La conclusion de M. Guyau est que « le temps n’est pas une condition, mais un simple effet de la conscience ; il ne la constitue pas, il en provient. Ce n’est pas une forme a priori que nous imposerions aux phénomènes ; c’est un ensemble de rapports que l’expérience établit entre eux. — En ce sens, le temps n’est qu’une des formes de l’évolution ; c’est une différenciation introduite dans les choses ; c’est la reproduction d’effets analogues dans un milieu différent ou d’effets différents dans un milieu analogue. Le temps est la formule abstraite des changements de l’univers. »

Nous trouvons la même conclusion développée dans une remarquable introduction que M. Fouillée a écrite pour le volume.
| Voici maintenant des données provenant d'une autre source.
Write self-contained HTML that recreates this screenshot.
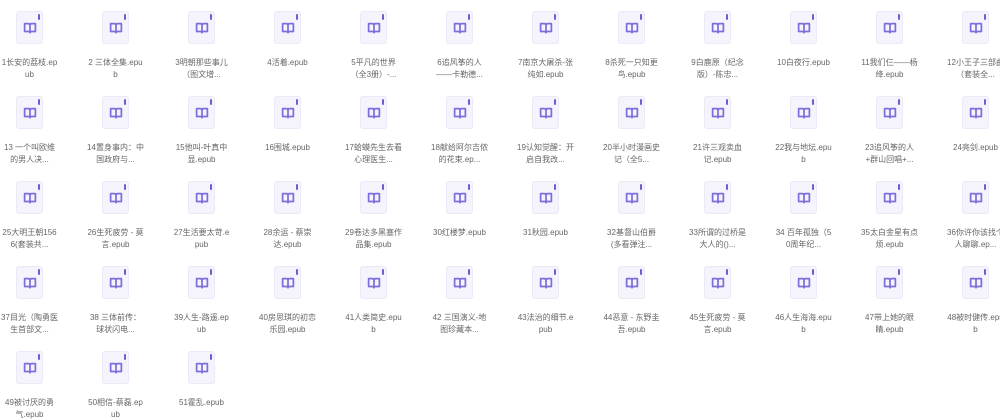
<!DOCTYPE html>
<html><head><meta charset="utf-8"><style>
body{margin:0;width:1000px;height:414px;background:#fff;overflow:hidden;position:relative;font-family:"Liberation Sans","Noto Sans CJK SC",sans-serif}
.c{position:absolute;width:80px}
.i{position:absolute;left:27px;top:0;width:27px;height:33px;background:#f5f4fd;border:1px solid #ebe9f7;border-radius:3px;box-sizing:border-box}
.i:after{content:"";position:absolute;right:2px;top:2px;width:2px;height:6px;background:#6a5fd0;border-radius:1px}
.i svg{position:absolute;left:6px;top:10px}
.t{position:absolute;top:46px;left:12px;width:57px;text-align:center;font-size:8px;line-height:11.5px;color:#666;word-break:break-all}
</style></head><body>
<script>
var n=["1长安的荔枝.epub","2 三体全集.epub","3明朝那些事儿（图文增...","4活着.epub","5平凡的世界（全3册）-...","6追风筝的人——卡勒德...","7南京大屠杀-张纯如.epub","8杀死一只知更鸟.epub","9白鹿原（纪念版）-陈忠...","10白夜行.epub","11我们仨——杨绛.epub","12小王子三部曲（套装全...",
"13 一个叫欧维的男人决...","14置身事内：中国政府与...","15他叫-叶真中显.epub","16围城.epub","17蛤蟆先生去看心理医生...","18献给阿尔吉侬的花束.ep...","19认知觉醒：开启自我改...","20半小时漫画史记（全5...","21许三观卖血记.epub","22我与地坛.epub","23追风筝的人+群山回唱+...","24亮剑.epub",
"25大明王朝1566(套装共...","26生死疲劳 - 莫言.epub","27生活要太苛.epub","28余运 - 蔡崇达.epub","29卷达多黑塞作品集.epub","30红楼梦.epub","31秋园.epub","32基督山伯爵(多看弹注...","33所谓的过桥是大人的()...","34 百年孤独（50周年纪...","35太白金星有点烦.epub","36你许你该找个人聊聊.ep...",
"37目光（陶勇医生首部文...","38 三体前传：球状闪电...","39人生-路遥.epub","40房思琪的初恋乐园.epub","41人类简史.epub","42 三国演义-地图珍藏本...","43法治的细节.epub","44恶意 - 东野圭吾.epub","45生死疲劳 - 莫言.epub","46人生海海.epub","47带上她的眼睛.epub","48被时健传.epub",
"49被讨厌的勇气.epub","50相信-蔡磊.epub","51霍乱.epub"];
var s='<svg width="14" height="13" viewBox="0 0 13 12"><path d="M1.5 1.5h3.5c.9 0 1.5.6 1.5 1.5v7c0-.7-.6-1.2-1.3-1.2H1.5zM11.5 1.5H8c-.9 0-1.5.6-1.5 1.5v7c0-.7.6-1.2 1.3-1.2h3.7z" fill="none" stroke="#7b6fdc" stroke-width="1.6" stroke-linejoin="round"/></svg>';
var h="";
n.forEach(function(x,k){var c=k%12,r=Math.floor(k/12);h+='<div class="c" style="left:'+(-11+c*86)+'px;top:'+(11+r*85)+'px"><div class="i">'+s+'</div><div class="t">'+x+'</div></div>';});
document.write(h);
</script>
</body></html>
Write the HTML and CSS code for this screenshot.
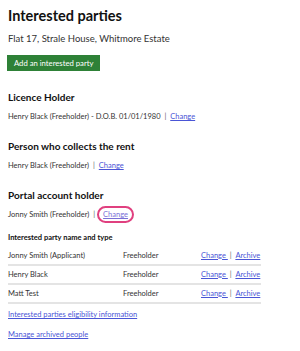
FILE: index.html
```html
<!DOCTYPE html>
<html lang="en">
<head>
    <meta charset="UTF-8">
    <title>Interested parties</title>
    <link rel="stylesheet" href="styles.css">
</head>
<body>
    <div class="page">
        <h1 class="title">Interested parties</h1>
        <p class="address">Flat 17, Strale House, Whitmore Estate</p>
        <button class="btn-add">Add an interested party</button>

        <h2 class="section-title">Licence Holder</h2>
        <p class="line">Henry Black (Freeholder) - D.O.B. 01/01/1980 <span class="sep">|</span> <a href="#">Change</a></p>

        <h2 class="section-title">Person who collects the rent</h2>
        <p class="line">Henry Black (Freeholder) <span class="sep">|</span> <a href="#">Change</a></p>

        <h2 class="section-title">Portal account holder</h2>
        <p class="line line-last">Jonny Smith (Freeholder) <span class="sep">|</span><a href="#" class="focused">Change</a></p>

        <table class="parties">
            <thead>
                <tr><th colspan="3">Interested party name and type</th></tr>
            </thead>
            <tbody>
                <tr>
                    <td class="col-name">Jonny Smith (Applicant)</td>
                    <td class="col-type">Freeholder</td>
                    <td class="col-act"><a href="#">Change </a><span class="sep">|</span> <a href="#">Archive</a></td>
                </tr>
                <tr>
                    <td class="col-name">Henry Black</td>
                    <td class="col-type">Freeholder</td>
                    <td class="col-act"><a href="#">Change </a><span class="sep">|</span> <a href="#">Archive</a></td>
                </tr>
                <tr>
                    <td class="col-name">Matt Test</td>
                    <td class="col-type">Freeholder</td>
                    <td class="col-act"><a href="#">Change </a><span class="sep">|</span> <a href="#">Archive</a></td>
                </tr>
            </tbody>
        </table>

        <p class="foot-link"><a href="#">Interested parties eligibility information</a></p>
        <p class="foot-link"><a href="#">Manage archived people</a></p>
    </div>
</body>
</html>
```

FILE: styles.css
```css
body, html {
    margin: 0;
    padding: 0;
    background: #fff;
    color: #222;
    font-family: Lato, "Liberation Sans", sans-serif;
}
.page {
    padding: 6px 8px;
}
.title {
    font-size: 14.5px;
    line-height: 20px;
    font-weight: 700;
    margin: 0 0 6px;
    color: #111;
}
.address {
    font-size: 9.5px;
    line-height: 14px;
    margin: 0 0 9px;
    color: #333;
}
.btn-add {
    display: block;
    font-family: inherit;
    font-size: 7.7px;
    line-height: 10px;
    color: #fff;
    background: #2e8137;
    border: none;
    padding: 3px 7px;
    margin: 0 0 19px -1px;
}
.section-title {
    font-size: 10px;
    line-height: 14px;
    font-weight: 700;
    margin: 0 0 7px;
    color: #111;
}
.line {
    font-size: 7.5px;
    line-height: 12px;
    margin: 0 0 16px;
    color: #333;
}
.line-last {
    margin-bottom: 11px;
}
.sep {
    color: #666;
    margin: 0 2px;
}
a {
    color: #4a55d6;
}
.focused {
    border: 2px solid #e0407f;
    border-radius: 9px;
    padding: 2px 4px;
    color: #7b6fd6;
}
.parties {
    border-collapse: collapse;
    width: 253px;
    font-size: 7.5px;
    line-height: 12px;
    margin: 0 0 5px;
}
.parties th {
    text-align: left;
    font-weight: 700;
    padding: 0 0 3px;
    color: #111;
}
.parties td {
    padding: 2.5px 0;
    border-bottom: 2px solid #e4e4e4;
    color: #333;
    white-space: nowrap;
}
.col-name { width: 115px; }
.col-type { width: 78px; }
.foot-link {
    font-size: 7.5px;
    line-height: 12px;
    margin: 0 0 8px;
}
```
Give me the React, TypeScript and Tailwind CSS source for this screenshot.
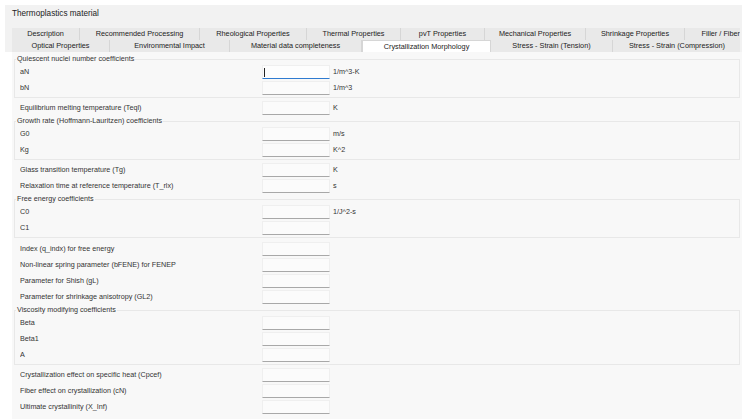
import React from 'react';

type Row = { label: string; unit?: string; focused?: boolean };
type Block = { legend?: string; pad?: string; rows: Row[] };

const tabsTop = [
  { name: 'Description', w: 68 },
  { name: 'Recommended Processing', w: 120 },
  { name: 'Rheological Properties', w: 107 },
  { name: 'Thermal Properties', w: 94 },
  { name: 'pvT Properties', w: 84 },
  { name: 'Mechanical Properties', w: 101 },
  { name: 'Shrinkage Properties', w: 99 },
  { name: 'Filler / Fiber', w: 57 },
];

const tabsBottom = [
  { name: 'Optical Properties', w: 98 },
  { name: 'Environmental Impact', w: 120 },
  { name: 'Material data completeness', w: 132 },
  { name: 'Crystallization Morphology', w: 129, active: true },
  { name: 'Stress - Strain (Tension)', w: 122 },
  { name: 'Stress - Strain (Compression)', w: 129 },
];

const blocks: Block[] = [
  {
    legend: 'Quiescent nuclei number coefficients',
    rows: [
      { label: 'aN', unit: '1/m^3-K', focused: true },
      { label: 'bN', unit: '1/m^3' },
    ],
  },
  { pad: 'pt-[2px]', rows: [{ label: 'Equilibrium melting temperature (Teql)', unit: 'K' }] },
  {
    legend: 'Growth rate (Hoffmann-Lauritzen) coefficients',
    rows: [
      { label: 'G0', unit: 'm/s' },
      { label: 'Kg', unit: 'K^2' },
    ],
  },
  {
    pad: 'pt-[2px]',
    rows: [
      { label: 'Glass transition temperature (Tg)', unit: 'K' },
      { label: 'Relaxation time at reference temperature (T_rlx)', unit: 's' },
    ],
  },
  {
    legend: 'Free energy coefficients',
    rows: [{ label: 'C0', unit: '1/J^2-s' }, { label: 'C1' }],
  },
  {
    pad: 'pt-[3px]',
    rows: [
      { label: 'Index (q_indx) for free energy' },
      { label: 'Non-linear spring parameter (bFENE) for FENEP' },
      { label: 'Parameter for Shish (gL)' },
      { label: 'Parameter for shrinkage anisotropy (GL2)' },
    ],
  },
  {
    legend: 'Viscosity modifying coefficients',
    rows: [{ label: 'Beta' }, { label: 'Beta1' }, { label: 'A' }],
  },
  {
    pad: 'pt-[2px]',
    rows: [
      { label: 'Crystallization effect on specific heat (Cpcef)' },
      { label: 'Fiber effect on crystallization (cN)' },
      { label: 'Ultimate crystallinity (X_Inf)' },
    ],
  },
];

function Field({ label, unit, focused }: Row) {
  return (
    <div className="flex h-[16px] items-center">
      <div className="w-[242px] shrink-0 truncate text-[7.2px] text-[#333]">{label}</div>
      <div
        className={
          focused
            ? 'h-[14px] w-[68px] shrink-0 border border-[#efefef] border-b-[#2f7bd0] bg-[#fdfdfd]'
            : 'h-[14px] w-[68px] shrink-0 border border-[#efefef] border-b-[#a8a8a8] bg-[#fbfbfb]'
        }
      >
        {focused && <div className="ml-[1px] mt-[2px] h-[9px] w-px bg-[#222]" />}
      </div>
      {unit && <div className="ml-[3px] text-[7.2px] text-[#333]">{unit}</div>}
    </div>
  );
}

function Section({ legend, pad, rows }: Block) {
  if (legend) {
    return (
      <fieldset className="mx-[2px] border border-[#e8e8e8] pl-[5px] pb-[1px]">
        <legend className="-ml-[4px] h-[10px] px-[1px] text-[7.2px] leading-[10px] text-[#333]">
          {legend}
        </legend>
        {rows.map((r) => (
          <Field key={r.label} {...r} />
        ))}
      </fieldset>
    );
  }
  return (
    <div className={`pl-[8px] ${pad ?? ''}`}>
      {rows.map((r) => (
        <Field key={r.label} {...r} />
      ))}
    </div>
  );
}

export default function App() {
  return (
    <div
      className="h-[419px] w-[748px] overflow-hidden bg-white pt-[5px]"
      style={{ fontFamily: '"Liberation Sans", Arial, sans-serif' }}
    >
      <div className="ml-[5px] w-[737px] bg-[#f2f2f2]">
        <div className="flex h-[18px] items-center pl-[7px] text-[8.2px] text-[#222]">
          Thermoplastics material
        </div>
        <div className="h-[5px]" />
        <div className="ml-[7px] w-[728px] overflow-hidden">
          <div className="flex h-[12px] bg-[#e9e9e9]">
            {tabsTop.map((t) => (
              <div
                key={t.name}
                style={{ width: t.w }}
                className={
                  t.name === 'Filler / Fiber'
                    ? 'shrink-0 pr-[2px] text-right text-[7.3px] leading-[12px] text-[#222]'
                    : 'shrink-0 border-r border-[#d6d6d6] text-center text-[7.3px] leading-[12px] text-[#222]'
                }
              >
                {t.name}
              </div>
            ))}
          </div>
          <div className="flex h-[12px] bg-[#e9e9e9]">
            {tabsBottom.map((t) => (
              <div
                key={t.name}
                style={{ width: t.w }}
                className={
                  t.active
                    ? 'shrink-0 border-x border-t border-[#d6d6d6] bg-white text-center text-[7.3px] leading-[11px] text-[#222]'
                    : 'shrink-0 border-r border-[#d6d6d6] text-center text-[7.3px] leading-[12px] text-[#222]'
                }
              >
                {t.name}
              </div>
            ))}
          </div>
        </div>
      </div>
      <div className="ml-[12px] w-[730px] bg-[#f8f8f8] pb-[6px] pt-[2px]">
        {blocks.map((b, i) => (
          <Section key={i} {...b} />
        ))}
      </div>
    </div>
  );
}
M. Fouillée attaque vigoureusement la théorie kantienne des formes pures de la sensibilité. La notion de temps n’est pas donnée a priori ; c’est un produit raffiné de la réflexion humaine, comme les notions de l’infini, de l’immensité, de la causalité universelle. Elle résulte d’un perfectionnement de l’intelligence, qui, « de représentations d’abord isolées, s’élève par degrés à la représentation d’une série intensive, extensive et protensive ».

Dans cette analyse du travail de M. Guyau et de l’introduction de M. Fouillée, nous avons laissé de côté nombre de remarques originales, de comparaisons ingénieuses, pour ne tenir compte que de la thèse fondamentale. Si maintenant on cherchait à dégager le principe de cette théorie, on trouverait, croyons-nous, qu’elle consiste essentiellement à considérer le temps comme une réalité donnée ou proposée à notre conscience, et à déterminer par quel processus nous arrivons à y distinguer un passé, un présent et un avenir. Quand M. Guyau parle d’une perspective dans le temps, il ne fait pas une métaphore. La vérité est qu’il se donne le temps comme on pourrait se donner de l’espace, et qu’il se propose surtout de décrire le mécanisme de l’opération par laquelle nous distinguons des plans successifs dans cet espace d’un nouveau genre. M. Guyau procède donc ici à la manière des psychologues évolutionnistes ; il nous montre l’adaptation progressive de la connaissance à son objet.

Or, cette méthode peut s’appliquer, selon nous, à beaucoup de problèmes psychologiques, mais non pas à celui du temps. Se demander, en effet, par quel processus nous arrivons à connaître un objet, c’est supposer cet objet invariable et en quelque sorte extérieur à la conscience. Mais pareille supposition devient contradictoire dès qu’il s’agit de la durée, dont l’essence est de s’écouler sans cesse, et de n’exister, par conséquent, que pour une conscience et une mémoire. Il ne peut donc plus être question ici de reconstituer par synthèse l’évolution du sens du temps ; il faut au contraire, par un effort d’analyse, dissocier la succession pure, l’intuition immédiate du temps, des formes où nous l’enveloppons pour la plus grande commodité de la pensée discursive et du langage.